SELECT * FROM sales_partitioned
WHERE year = 2024 AND month = 1
""") # Only reads January 2024 partition
Avoid over-partitioning. If partitions have < 1GB of data, consolidate.
Pipeline Orchestration
Use Data Pipelines, Not Just Notebooks
While notebooks can call notebooks, Data Pipelines provide:
- Retry logic
- Alerting
- Parameter passing
- Dependency management
- Monitoring dashboard
{
"name": "DailyIngestion",
"activities": [
{
"name": "Extract",
"type": "Notebook",
"notebookReference": "notebooks/extract_source_data",
"parameters": {
"execution_date": "@pipeline().parameters.execution_date"
},
"retryPolicy": {
"count": 3,
"intervalInSeconds": 300
}
},
{
"name": "Transform",
"type": "Notebook",
"dependsOn": ["Extract"],
"notebookReference": "notebooks/transform_data",
"parameters": {
"execution_date": "@pipeline().parameters.execution_date"
}
}
]
}
Idempotent Pipelines
Design pipelines that can be safely re-run:
def upsert_to_lakehouse(source_df, target_table, key_columns):
"""Merge source into target using Delta MERGE."""
from delta.tables import DeltaTable
delta_table = DeltaTable.forName(spark, target_table)
merge_condition = " AND ".join([f"target.{k} = source.{k}" for k in key_columns])
delta_table.alias("target") \
.merge(source_df.alias("source"), merge_condition) \
.whenMatchedUpdateAll() \
.whenNotMatchedInsertAll() \
.execute()
# This can be run multiple times safely
upsert_to_lakehouse(sales_df, "Tables/dim_customer", ["customer_id"])
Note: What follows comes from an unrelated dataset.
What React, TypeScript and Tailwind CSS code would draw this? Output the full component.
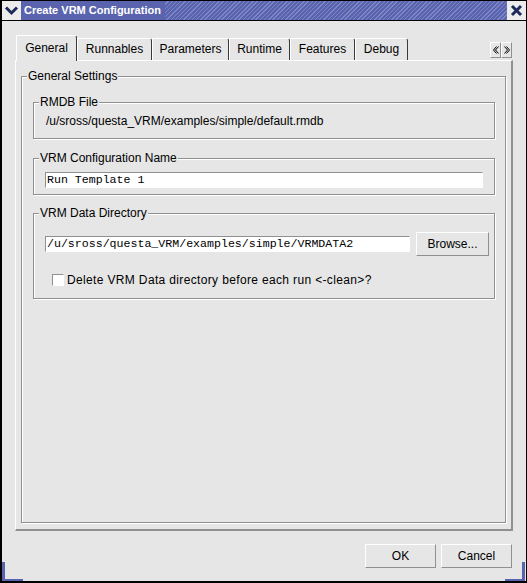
import type { ReactNode } from 'react'

// etched group box, like the old Qt "QGroupBox"
function Group({ title, className = '', children }: { title: string; className?: string; children?: ReactNode }) {
  return (
    <div className={`relative shrink-0 border border-[#909090] shadow-[inset_1px_1px_0_#ffffff,1px_1px_0_#ffffff] ${className}`}>
      <span className="absolute left-[5px] top-[-8px] bg-[#e6e6e6] px-[1px] leading-[14px]">{title}</span>
      {children}
    </div>
  )
}

function Button({ label, className = '' }: { label: string; className?: string }) {
  return (
    <div
      className={`flex h-[24px] shrink-0 items-center justify-center border border-t-white border-l-white border-r-[#909090] border-b-[#909090] bg-[#e6e6e6] ${className}`}
    >
      {label}
    </div>
  )
}

function Input({ value, className = '' }: { value: string; className?: string }) {
  return (
    <div
      className={`flex h-[16px] shrink-0 items-center border border-t-[#909090] border-l-[#909090] border-r-white border-b-white bg-white pl-[1px] font-['Liberation_Mono',monospace] text-[11.6px] leading-[14px] ${className}`}
    >
      {value}
    </div>
  )
}

const tabs = [
  { label: 'General', w: 'w-[61px]' },
  { label: 'Runnables', w: 'w-[75px]' },
  { label: 'Parameters', w: 'w-[77px]' },
  { label: 'Runtime', w: 'w-[61px]' },
  { label: 'Features', w: 'w-[65px]' },
  { label: 'Debug', w: 'w-[53px]' },
]

function Arrow({ dir }: { dir: 'left' | 'right' }) {
  return (
    <div className="flex h-[16px] w-[11px] items-center justify-center border border-t-white border-l-white border-r-[#909090] border-b-[#909090]">
      <svg width="6" height="8" viewBox="0 0 6 8" className={dir === 'right' ? 'rotate-180' : ''}>
        <path d="M3.5 0.5 L0.5 4 L3.5 7.5 M5.5 0.5 L2.5 4 L5.5 7.5" fill="none" stroke="#000" strokeWidth="1" />
      </svg>
    </div>
  )
}

export default function App() {
  return (
    <div className="relative flex h-[583px] w-[527px] flex-col overflow-hidden border-t border-r border-b-2 border-l-2 border-black bg-[#e6e6e6] font-['Liberation_Sans',Arial,sans-serif] text-[12px] text-black">
      {/* title bar */}
      <div className="flex h-[20px] shrink-0 border-b border-black bg-[#5a64ae]">
        <div className="flex w-[19px] items-center justify-center bg-[#ececec]">
          <svg width="15" height="15" viewBox="0 0 15 15">
            <path d="M2 4.5 L7.5 10 L13 4.5" fill="none" stroke="#1e2a5c" strokeWidth="3" />
          </svg>
        </div>
        <div className="pl-[3px] pr-[4px] text-[11px] font-bold leading-[19px] text-white">Create VRM Configuration</div>
        <div className="flex-1 bg-[image:repeating-linear-gradient(135deg,#5a64ae_0px,#5a64ae_2px,#7d87c6_2px,#7d87c6_3px)]" />
        <div className="flex w-[19px] items-center justify-center bg-[#ececec]">
          <svg width="13" height="13" viewBox="0 0 13 13">
            <path d="M2 2 L11 11 M11 2 L2 11" fill="none" stroke="#1e2a5c" strokeWidth="3" />
          </svg>
        </div>
      </div>

      {/* body */}
      <div className="flex flex-1 flex-col">
        <div className="flex h-[39px] shrink-0 items-end pt-[14px] pr-[14px] pl-[14px]">
          {tabs.map((t, i) =>
            i === 0 ? (
              <div
                key={t.label}
                className={`relative z-10 mb-[-1px] flex h-[26px] items-center justify-center rounded-tr-[3px] border-t border-l border-r border-t-white border-l-white border-r-[#3a3a3a] bg-[#e6e6e6] pb-[2px] ${t.w}`}
              >
                {t.label}
              </div>
            ) : (
              <div
                key={t.label}
                className={`flex h-[22px] items-center justify-center rounded-tr-[3px] border-t border-l border-r border-t-white border-l-white border-r-[#3a3a3a] pb-[2px] ${t.w}`}
              >
                {t.label}
              </div>
            )
          )}
          <div className="mb-[2px] ml-auto flex">
            <Arrow dir="left" />
            <Arrow dir="right" />
          </div>
        </div>

        <div className="ml-[13px] flex h-[471px] w-[498px] shrink-0 flex-col border-t border-r-2 border-b-2 border-l border-t-white border-l-white border-r-[#909090] border-b-[#909090] px-[5px] pt-[15px] pb-[6px]">
          <Group title="General Settings" className="flex flex-1 flex-col pt-[25px] pr-[10px] pl-[11px]">
            <Group title="RMDB File" className="h-[37px] pt-[11px] pl-[12px] leading-[14px]">
              /u/sross/questa_VRM/examples/simple/default.rmdb
            </Group>

            <Group title="VRM Configuration Name" className="mt-[19px] h-[37px] pt-[13px] pl-[11px]">
              <Input value="Run Template 1" className="w-[438px]" />
            </Group>

            <Group title="VRM Data Directory" className="mt-[18px] h-[86px] pt-[18px] pl-[11px]">
              <div className="flex items-center">
                <Input value="/u/sross/questa_VRM/examples/simple/VRMDATA2" className="w-[365px]" />
                <Button label="Browse..." className="ml-[6px] w-[73px]" />
              </div>
              <div className="mt-[17px] flex h-[14px] items-center pl-[7px]">
                <div className="h-[12px] w-[12px] border border-t-[#909090] border-l-[#909090] border-r-white border-b-white bg-white" />
                <span className="ml-[3px] tracking-[0.35px]">Delete VRM Data directory before each run &lt;-clean&gt;?</span>
              </div>
            </Group>
          </Group>
        </div>

        <div className="mt-[13px] flex justify-end gap-[5px] pr-[14px]">
          <Button label="OK" className="w-[71px]" />
          <Button label="Cancel" className="w-[71px]" />
        </div>
      </div>

      {/* window manager resize corners */}
      <div className="absolute bottom-0 left-0 h-[19px] w-[3px] bg-[#5a64ae]" />
      <div className="absolute bottom-0 left-[3px] h-[2px] w-[18px] bg-[#5a64ae]" />
      <div className="absolute right-[1px] bottom-0 h-[19px] w-[3px] bg-[#5a64ae]" />
      <div className="absolute right-[1px] bottom-0 h-[2px] w-[20px] bg-[#5a64ae]" />
    </div>
  )
}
Error Handling and Monitoring
Structured Logging
Use consistent logging for pipeline monitoring:
import logging
from datetime import datetime
class PipelineLogger:
def __init__(self, pipeline_name):
self.pipeline_name = pipeline_name
self.run_id = datetime.now().strftime("%Y%m%d_%H%M%S")
self.logger = logging.getLogger(pipeline_name)
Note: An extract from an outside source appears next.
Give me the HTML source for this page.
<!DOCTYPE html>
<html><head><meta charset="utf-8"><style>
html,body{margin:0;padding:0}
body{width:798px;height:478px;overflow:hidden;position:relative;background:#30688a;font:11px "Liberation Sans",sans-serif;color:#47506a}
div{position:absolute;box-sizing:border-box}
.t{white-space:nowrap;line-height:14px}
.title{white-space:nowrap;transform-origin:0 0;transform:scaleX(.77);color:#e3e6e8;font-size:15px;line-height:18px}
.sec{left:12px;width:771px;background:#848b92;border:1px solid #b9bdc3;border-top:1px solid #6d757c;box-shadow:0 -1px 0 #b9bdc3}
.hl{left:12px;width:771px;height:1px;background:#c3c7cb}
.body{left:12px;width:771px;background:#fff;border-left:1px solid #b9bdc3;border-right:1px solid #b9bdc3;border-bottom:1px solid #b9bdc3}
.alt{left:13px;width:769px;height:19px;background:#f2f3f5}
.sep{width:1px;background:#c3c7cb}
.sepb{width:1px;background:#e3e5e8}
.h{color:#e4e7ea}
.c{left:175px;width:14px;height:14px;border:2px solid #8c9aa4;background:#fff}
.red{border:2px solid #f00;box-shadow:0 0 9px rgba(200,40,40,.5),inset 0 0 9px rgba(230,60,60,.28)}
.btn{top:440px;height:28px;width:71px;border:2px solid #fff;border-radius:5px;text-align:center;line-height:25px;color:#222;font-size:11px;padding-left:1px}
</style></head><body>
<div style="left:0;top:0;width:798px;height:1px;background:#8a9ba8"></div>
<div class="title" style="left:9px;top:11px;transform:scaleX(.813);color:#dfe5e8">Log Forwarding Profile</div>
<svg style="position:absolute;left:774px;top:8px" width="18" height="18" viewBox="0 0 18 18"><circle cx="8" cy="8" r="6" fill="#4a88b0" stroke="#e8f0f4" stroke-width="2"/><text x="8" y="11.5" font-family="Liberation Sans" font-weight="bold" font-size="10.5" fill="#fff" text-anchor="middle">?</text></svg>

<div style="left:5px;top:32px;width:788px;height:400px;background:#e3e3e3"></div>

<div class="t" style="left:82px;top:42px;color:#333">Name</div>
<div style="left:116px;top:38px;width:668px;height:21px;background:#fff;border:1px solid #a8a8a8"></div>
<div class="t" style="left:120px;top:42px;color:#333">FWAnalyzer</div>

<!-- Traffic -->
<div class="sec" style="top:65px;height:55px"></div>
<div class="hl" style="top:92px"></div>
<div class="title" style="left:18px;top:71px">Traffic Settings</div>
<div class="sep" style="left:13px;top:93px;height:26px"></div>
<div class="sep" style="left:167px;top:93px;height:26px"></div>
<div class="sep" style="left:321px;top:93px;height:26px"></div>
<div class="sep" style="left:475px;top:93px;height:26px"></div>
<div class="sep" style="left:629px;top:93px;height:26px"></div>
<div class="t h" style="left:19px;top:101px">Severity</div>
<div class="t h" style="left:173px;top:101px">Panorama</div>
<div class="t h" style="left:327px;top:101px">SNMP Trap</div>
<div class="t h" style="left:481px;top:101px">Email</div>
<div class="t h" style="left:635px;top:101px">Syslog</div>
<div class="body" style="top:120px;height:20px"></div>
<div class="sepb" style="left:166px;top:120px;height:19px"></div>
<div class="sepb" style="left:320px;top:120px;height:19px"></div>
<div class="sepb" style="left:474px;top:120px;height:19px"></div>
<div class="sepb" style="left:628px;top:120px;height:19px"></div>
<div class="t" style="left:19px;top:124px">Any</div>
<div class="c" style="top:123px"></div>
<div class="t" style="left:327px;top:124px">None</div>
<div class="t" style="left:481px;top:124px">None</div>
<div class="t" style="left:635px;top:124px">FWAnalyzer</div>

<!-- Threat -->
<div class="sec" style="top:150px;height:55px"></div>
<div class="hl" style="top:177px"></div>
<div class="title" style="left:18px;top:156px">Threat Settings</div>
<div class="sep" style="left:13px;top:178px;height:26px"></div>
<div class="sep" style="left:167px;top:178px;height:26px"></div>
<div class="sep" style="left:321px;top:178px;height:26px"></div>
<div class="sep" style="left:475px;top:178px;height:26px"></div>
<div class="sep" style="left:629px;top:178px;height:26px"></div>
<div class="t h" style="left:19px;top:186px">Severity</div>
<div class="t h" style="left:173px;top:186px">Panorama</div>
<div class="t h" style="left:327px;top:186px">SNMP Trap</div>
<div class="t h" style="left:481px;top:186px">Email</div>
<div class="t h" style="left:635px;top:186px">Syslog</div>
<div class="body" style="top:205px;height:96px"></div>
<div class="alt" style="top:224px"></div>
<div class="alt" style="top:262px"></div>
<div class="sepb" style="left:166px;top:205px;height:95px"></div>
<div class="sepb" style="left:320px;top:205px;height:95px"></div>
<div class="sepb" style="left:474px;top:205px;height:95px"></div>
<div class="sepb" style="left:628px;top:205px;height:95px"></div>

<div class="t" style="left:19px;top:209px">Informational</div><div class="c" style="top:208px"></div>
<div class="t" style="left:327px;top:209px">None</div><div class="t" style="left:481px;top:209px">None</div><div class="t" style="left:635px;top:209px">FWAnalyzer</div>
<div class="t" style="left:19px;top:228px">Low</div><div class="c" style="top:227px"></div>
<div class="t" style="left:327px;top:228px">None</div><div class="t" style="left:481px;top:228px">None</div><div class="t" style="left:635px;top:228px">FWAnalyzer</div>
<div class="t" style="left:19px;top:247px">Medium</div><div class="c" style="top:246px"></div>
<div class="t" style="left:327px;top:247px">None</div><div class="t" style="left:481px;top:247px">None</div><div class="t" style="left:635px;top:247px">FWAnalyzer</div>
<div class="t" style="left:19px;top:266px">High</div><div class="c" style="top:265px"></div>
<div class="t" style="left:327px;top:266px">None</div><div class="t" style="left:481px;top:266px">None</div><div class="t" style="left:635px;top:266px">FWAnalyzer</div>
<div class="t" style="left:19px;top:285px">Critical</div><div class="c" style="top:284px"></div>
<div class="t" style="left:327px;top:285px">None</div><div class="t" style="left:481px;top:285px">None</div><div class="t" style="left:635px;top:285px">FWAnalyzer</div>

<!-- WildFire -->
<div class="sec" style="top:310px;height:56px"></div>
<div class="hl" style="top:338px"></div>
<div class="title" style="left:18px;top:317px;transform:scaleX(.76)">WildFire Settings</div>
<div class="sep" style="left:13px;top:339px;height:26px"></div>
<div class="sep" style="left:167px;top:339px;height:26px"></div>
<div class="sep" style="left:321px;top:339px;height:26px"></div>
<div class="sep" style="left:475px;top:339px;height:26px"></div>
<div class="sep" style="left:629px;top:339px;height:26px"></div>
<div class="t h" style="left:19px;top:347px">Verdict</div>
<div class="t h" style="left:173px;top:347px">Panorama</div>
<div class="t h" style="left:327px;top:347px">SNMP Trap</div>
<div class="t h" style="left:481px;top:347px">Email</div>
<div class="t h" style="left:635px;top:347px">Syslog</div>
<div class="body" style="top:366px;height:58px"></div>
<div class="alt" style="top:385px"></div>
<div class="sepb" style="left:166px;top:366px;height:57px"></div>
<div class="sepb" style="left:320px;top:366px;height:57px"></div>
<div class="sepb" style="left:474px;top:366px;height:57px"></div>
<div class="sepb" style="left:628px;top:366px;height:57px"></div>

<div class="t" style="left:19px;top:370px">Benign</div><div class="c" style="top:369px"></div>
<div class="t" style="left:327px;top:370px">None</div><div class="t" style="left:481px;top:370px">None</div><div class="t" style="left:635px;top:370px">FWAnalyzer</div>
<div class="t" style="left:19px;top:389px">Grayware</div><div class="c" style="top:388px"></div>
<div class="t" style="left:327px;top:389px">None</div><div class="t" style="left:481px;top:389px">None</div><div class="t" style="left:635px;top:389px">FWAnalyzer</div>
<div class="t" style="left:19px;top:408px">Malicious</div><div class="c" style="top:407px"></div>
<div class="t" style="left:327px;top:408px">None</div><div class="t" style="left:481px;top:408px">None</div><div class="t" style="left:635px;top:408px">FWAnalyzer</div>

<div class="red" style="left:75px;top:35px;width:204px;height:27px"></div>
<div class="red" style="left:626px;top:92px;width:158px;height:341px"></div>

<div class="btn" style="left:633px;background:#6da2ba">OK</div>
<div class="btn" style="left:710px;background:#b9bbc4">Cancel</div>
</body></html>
def log_step(self, step_name, status, row_count=None, details=None):
log_record = {
"pipeline": self.pipeline_name,
"run_id": self.run_id,
"step": step_name,
"status": status,
"row_count": row_count,
"details": details,
"timestamp": datetime.utcnow().isoformat()
}
# Write to logging table
spark.createDataFrame([log_record]).write \
.format("delta") \
.mode("append") \
.saveAsTable("Tables/_pipeline_logs")
self.logger.info(str(log_record))
# Usage
logger = PipelineLogger("daily_sales_pipeline")
logger.log_step("extract", "started")
df = extract_sales_data()
logger.log_step("extract", "completed", row_count=df.count())
Data Quality Checks
Integrate quality checks into your pipelines:
def validate_dataframe(df, table_name, checks):
"""Run data quality checks and fail pipeline if critical issues found."""
results = []
for check in checks:
if check["type"] == "not_null":
null_count = df.filter(col(check["column"]).isNull()).count()
passed = null_count == 0
results.append({
"check": f"not_null_{check['column']}",
"passed": passed,
"details": f"{null_count} nulls found"
})
elif check["type"] == "unique":
total = df.count()
distinct = df.select(check["column"]).distinct().count()
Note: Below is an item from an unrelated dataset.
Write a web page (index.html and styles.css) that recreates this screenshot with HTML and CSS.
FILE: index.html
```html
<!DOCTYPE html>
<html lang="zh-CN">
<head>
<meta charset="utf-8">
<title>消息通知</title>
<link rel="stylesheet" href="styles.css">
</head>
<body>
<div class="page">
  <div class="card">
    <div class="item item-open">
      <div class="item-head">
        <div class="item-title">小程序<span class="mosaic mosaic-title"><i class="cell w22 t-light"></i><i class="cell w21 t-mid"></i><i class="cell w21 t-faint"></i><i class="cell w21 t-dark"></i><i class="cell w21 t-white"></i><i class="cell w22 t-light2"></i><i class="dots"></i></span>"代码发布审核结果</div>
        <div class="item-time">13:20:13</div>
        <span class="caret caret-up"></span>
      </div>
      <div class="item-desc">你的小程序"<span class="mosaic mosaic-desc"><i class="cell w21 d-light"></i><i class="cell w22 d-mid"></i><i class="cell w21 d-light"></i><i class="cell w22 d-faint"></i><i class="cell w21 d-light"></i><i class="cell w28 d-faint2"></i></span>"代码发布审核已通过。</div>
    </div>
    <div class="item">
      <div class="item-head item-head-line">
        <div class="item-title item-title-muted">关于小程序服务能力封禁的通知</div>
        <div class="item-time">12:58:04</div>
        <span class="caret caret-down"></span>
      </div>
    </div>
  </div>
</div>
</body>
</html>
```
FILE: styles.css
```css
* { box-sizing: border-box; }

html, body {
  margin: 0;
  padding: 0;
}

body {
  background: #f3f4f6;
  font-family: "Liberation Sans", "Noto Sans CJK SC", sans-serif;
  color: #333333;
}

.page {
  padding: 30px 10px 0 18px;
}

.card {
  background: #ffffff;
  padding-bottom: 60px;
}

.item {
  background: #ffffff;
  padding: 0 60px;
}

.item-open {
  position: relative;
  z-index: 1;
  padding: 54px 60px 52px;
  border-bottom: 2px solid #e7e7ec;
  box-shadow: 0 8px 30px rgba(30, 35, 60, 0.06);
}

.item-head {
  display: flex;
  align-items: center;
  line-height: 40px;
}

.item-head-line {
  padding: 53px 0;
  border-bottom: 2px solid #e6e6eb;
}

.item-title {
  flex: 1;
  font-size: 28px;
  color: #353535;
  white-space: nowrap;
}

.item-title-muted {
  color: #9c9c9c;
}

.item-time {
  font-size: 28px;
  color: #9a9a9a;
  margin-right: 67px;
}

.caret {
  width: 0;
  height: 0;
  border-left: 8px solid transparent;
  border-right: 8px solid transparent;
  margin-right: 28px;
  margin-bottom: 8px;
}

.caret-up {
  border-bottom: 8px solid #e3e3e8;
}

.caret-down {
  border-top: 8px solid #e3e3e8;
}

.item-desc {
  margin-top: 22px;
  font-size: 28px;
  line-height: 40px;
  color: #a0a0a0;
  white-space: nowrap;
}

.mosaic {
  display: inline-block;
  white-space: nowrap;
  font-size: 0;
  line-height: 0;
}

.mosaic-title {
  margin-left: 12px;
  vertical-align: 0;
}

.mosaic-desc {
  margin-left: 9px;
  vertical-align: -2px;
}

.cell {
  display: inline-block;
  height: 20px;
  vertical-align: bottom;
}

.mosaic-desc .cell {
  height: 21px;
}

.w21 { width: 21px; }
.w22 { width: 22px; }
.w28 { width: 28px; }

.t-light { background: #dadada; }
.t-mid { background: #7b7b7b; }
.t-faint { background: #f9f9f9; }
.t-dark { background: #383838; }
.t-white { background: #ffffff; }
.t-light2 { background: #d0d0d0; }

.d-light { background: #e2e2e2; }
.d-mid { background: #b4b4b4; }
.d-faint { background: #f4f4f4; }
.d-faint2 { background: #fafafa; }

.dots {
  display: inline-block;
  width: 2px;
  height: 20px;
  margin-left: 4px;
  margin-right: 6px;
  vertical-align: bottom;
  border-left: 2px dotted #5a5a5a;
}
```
passed = total == distinct
results.append({
"check": f"unique_{check['column']}",
"passed": passed,
"details": f"{total - distinct} duplicates found"
})
# Fail on critical check failures
critical_failures = [r for r in results if not r["passed"] and r.get("critical", True)]
if critical_failures:
raise ValueError(f"Data quality checks failed: {critical_failures}")
return results
# Define checks
checks = [
{"type": "not_null", "column": "customer_id", "critical": True},
{"type": "unique", "column": "order_id", "critical": True},
{"type": "not_null", "column": "email", "critical": False}
]
validate_dataframe(sales_df, "sales_curated", checks)
Performance Optimization
Broadcast Joins
For small dimension tables, use broadcast joins:
from pyspark.sql.functions import broadcast
# Small dimension table (< 10MB)
dim_product = spark.table("Tables/dim_product")
# Large fact table
fact_sales = spark.table("Tables/fact_sales")
# Broadcast the small table
result = fact_sales.join(
broadcast(dim_product),
"product_id"
)
Caching Strategy
Cache intermediate results used multiple times:
# Cache expensive intermediate result
enriched_df = enrich_with_customer_data(raw_df).cache()
# Use cached result multiple times
daily_summary = enriched_df.groupBy("date").agg(...)
monthly_summary = enriched_df.groupBy("month").agg(...)
customer_summary = enriched_df.groupBy("customer_id").agg(...)
# Unpersist when done
enriched_df.unpersist()
Capacity Management
Monitor CU Consumption
Track which workloads consume the most capacity:
# Query capacity metrics via Fabric REST APIs
import requests
from azure.identity import DefaultAzureCredential
credential = DefaultAzureCredential()
token = credential.get_token("https://api.fabric.microsoft.com/.default")
headers = {"Authorization": f"Bearer {token.token}"}
# Get capacity metrics via Admin API
workspace_id = "your-workspace-id"
capacity_id = "your-capacity-id"
# Use Fabric Capacity Metrics app or REST API
url = f"https://api.fabric.microsoft.com/v1/admin/capacities/{capacity_id}/workloads"
response = requests.get(url, headers=headers)
metrics = response.json()
# Alternative: Use the Fabric Capacity Metrics Power BI app
# which provides detailed CU consumption analysis
print("For detailed metrics, use the Fabric Capacity Metrics app")
Workload Isolation
For critical workloads, consider separate workspaces with dedicated capacities. Don’t let ad-hoc exploration throttle production pipelines.
Conclusion
Microsoft Fabric Data Engineering is maturing rapidly. The patterns above reflect what works in production today. Key takeaways:
- Modularize: Small, testable notebooks with shared utilities
- Optimize Delta: Regular maintenance, appropriate partitioning
- Pipeline-first: Use Data Pipelines for orchestration, not notebook chaining
- Quality gates: Fail fast on data quality issues
- Monitor everything: Capacity, performance, data quality metrics
The platform is evolving monthly. Stay current with Fabric updates and adjust patterns as new features land.